A Thoreau-like existence in the great outdoors isn’t green. Density is green. Does this mean that we all have to live in Manhattan? Not necessarily. Cities such as Stockholm and Copenhagen are dense without being vertical. And closer to home is Montreal, where the predominant housing form is a three- or four-story walk-up. Walk-ups, which don’t require elevators, can create a sufficient density—about 50 people per acre—to support public transit, walkability, and other urban amenities.

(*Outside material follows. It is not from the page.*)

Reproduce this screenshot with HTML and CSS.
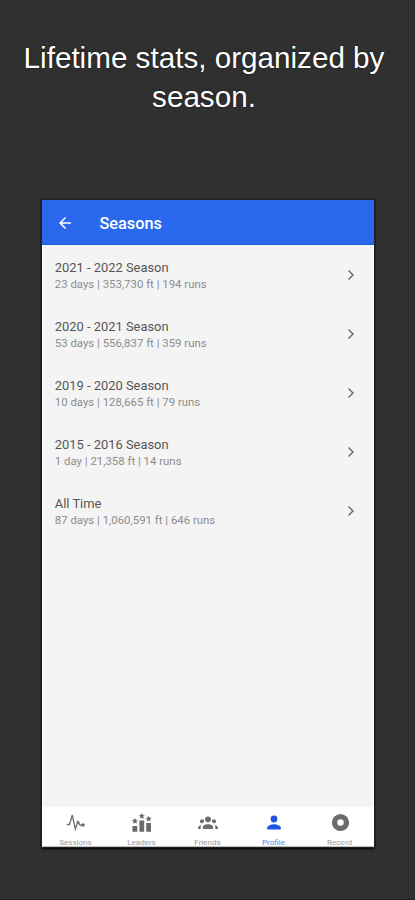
FILE: index.html
```html
<!DOCTYPE html>
<html lang="en">
<head>
<meta charset="utf-8">
<title>Seasons</title>
<link rel="stylesheet" href="styles.css">
</head>
<body>
<main class="promo">
  <h1 class="headline">Lifetime stats, organized by season.</h1>
  <section class="phone">
    <header class="appbar">
      <svg class="back" viewBox="0 0 24 24"><path d="M20 11H7.830l5.590-5.590L12 4l-8 8 8 8 1.410-1.410L7.830 13H20z"/></svg>
      <h2 class="title">Seasons</h2>
    </header>
    <ul class="list">
      <li class="row"><div><p class="name">2021 - 2022 Season</p><p class="stats">23 days | 353,730 ft | 194 runs</p></div><svg class="chevron" viewBox="0 0 8 12"><path d="M1.500 1.500 6 6l-4.500 4.500"/></svg></li>
      <li class="row"><div><p class="name">2020 - 2021 Season</p><p class="stats">53 days | 556,837 ft | 359 runs</p></div><svg class="chevron" viewBox="0 0 8 12"><path d="M1.500 1.500 6 6l-4.500 4.500"/></svg></li>
      <li class="row"><div><p class="name">2019 - 2020 Season</p><p class="stats">10 days | 128,665 ft | 79 runs</p></div><svg class="chevron" viewBox="0 0 8 12"><path d="M1.500 1.500 6 6l-4.500 4.500"/></svg></li>
      <li class="row"><div><p class="name">2015 - 2016 Season</p><p class="stats">1 day | 21,358 ft | 14 runs</p></div><svg class="chevron" viewBox="0 0 8 12"><path d="M1.500 1.500 6 6l-4.500 4.500"/></svg></li>
      <li class="row"><div><p class="name">All Time</p><p class="stats">87 days | 1,060,591 ft | 646 runs</p></div><svg class="chevron" viewBox="0 0 8 12"><path d="M1.500 1.500 6 6l-4.500 4.500"/></svg></li>
    </ul>
    <nav class="tabs">
      <a class="tab"><svg class="icon" viewBox="0 0 20 20"><path class="pulse" d="M.8 11.500h2.700L6.300 2l3 14 2.500-7.200 2.200 3.300h3"/><circle cx="17" cy="12" r="1.800"/><circle cx="12.100" cy="9.300" r="1.300"/></svg><span>Sessions</span></a>
      <a class="tab"><svg class="icon" viewBox="0 0 20 20"><path d="M.5 13h4.800v5.700H.5zM7.400 7.600h4.800v11.100H7.400zM14.200 10h4.800v8.700h-4.800z"/><path class="star" d="m2.900 5.500.8 1.500 1.700.3-1.200 1.200.3 1.700-1.600-.8-1.600.8.300-1.700-1.200-1.200L2.100 7zM9.800.6l.8 1.500 1.700.3-1.200 1.200.3 1.700-1.600-.8-1.600.8.300-1.700-1.200-1.200L9 2.100zM16.600 3.300l.8 1.500 1.700.3-1.200 1.200.3 1.700-1.600-.8-1.600.8.300-1.700-1.200-1.200 1.700-.3z"/></svg><span>Leaders</span></a>
      <a class="tab"><svg class="icon" viewBox="0 0 20 20"><circle cx="10" cy="6.300" r="2.900"/><circle cx="4" cy="8.300" r="2"/><circle cx="16" cy="8.300" r="2"/><path d="M4.800 16v-1.300c0-4.600 10.400-4.600 10.400 0V16zM0 16c0-2.500 1-3.600 3.200-3.900-.5 1.100-.7 2.300-.7 3.900zM20 16c0-2.500-1-3.600-3.200-3.900.5 1.100.7 2.300.7 3.900z"/></svg><span>Friends</span></a>
      <a class="tab active"><svg class="icon" viewBox="0 0 20 20"><circle cx="10" cy="6" r="3.400"/><path d="M3.200 16.500v-1.700c0-2.300 4.500-3.500 6.800-3.500s6.800 1.200 6.800 3.500v1.700z"/></svg><span>Profile</span></a>
      <a class="tab"><svg class="icon" viewBox="0 0 20 20"><circle cx="10.500" cy="9.500" r="8.600"/><circle class="hole" cx="10.500" cy="9.500" r="3.200"/></svg><span>Record</span></a>
    </nav>
  </section>
</main>
</body>
</html>
```
FILE: styles.css
```css
* { box-sizing: border-box; margin: 0; padding: 0; }
body { background: #303030; font-family: Roboto, sans-serif; }
.promo { height: 900px; display: flex; flex-direction: column; align-items: center; padding-top: 39px; border-bottom: 1px solid #2a2023; }
.headline { width: 400px; height: 161px; margin-right: 7px; text-align: center; color: #fff; font: 400 29.650px/38.500px "Liberation Sans", sans-serif; text-shadow: 0 0 2px #111; }
.phone { width: 332px; height: 647px; display: flex; flex-direction: column; background: #f4f4f4; border-left: 1px solid #fff; border-right: 1px solid #fff; box-shadow: 0 0 0 1px #222, 0 1px 2px 1px #000; }
.appbar { height: 45px; display: flex; align-items: center; margin: 0 -1px; padding: 1px 0 0 14px; background: #2a69ee; color: #fff; border-bottom: 1px solid #1b5ce0; }
.back { width: 18px; height: 18px; fill: #fff; }
.title { margin-left: 26px; padding-top: 2px; font-size: 16.300px; line-height: 20px; font-weight: 500; }
.list { flex: 1; list-style: none; }
.row { height: 58.900px; display: flex; justify-content: space-between; align-items: center; padding: 0 17.500px 0 12.300px; }
.row > div { padding-top: 4px; }
.name { font-size: 12.900px; line-height: 16px; color: #555; }
.stats { font-size: 11.400px; line-height: 17px; color: #8c8c8c; }
.chevron { width: 8px; height: 12px; margin-top: 2px; fill: none; stroke: #666; stroke-width: 1.400; }
.tabs { height: 40px; display: flex; background: #fff; overflow: hidden; border-bottom: 1px solid #bbb; }
.tab { flex: 1; display: flex; flex-direction: column; align-items: center; padding-top: 6px; color: #999; font-size: 8px; line-height: 10px; }
.icon { width: 20px; height: 20px; fill: #6b6b6b; margin-bottom: 5px; flex: none; }
.star { stroke: #6b6b6b; stroke-width: .5; }
.pulse { fill: none; stroke: #6b6b6b; stroke-width: 1.300; }
.hole { fill: #fff; }
.active { color: #5c84ec; }
.active .icon { fill: #1f55df; }
```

Increasing an area’s density requires changing zoning to allow smaller lots and compact buildings such as walk-ups and townhouses.

Soleri, regardless of how realistic his super dense Arcology model is or was, was correct in seeing that the costs of low density development has an inherent inefficiency to them and that the future of humanity is tied to our ability to reverse prevailing low density development patterns that lead to this built environment blight that we call “Suburban Sprawl.” The cost of building roads for example to service low density car culture is actually higher than in supplying and sustaining high density urban based societies. So while we focus on issue like not idling our cars, buying organic food, bolting solar panels onto our roofs and saving water by not brushing our teeth, its likely that if the underlying dynamics of how the built environment of modern American society don’t change, that little real progress will be made with regards to sustainability.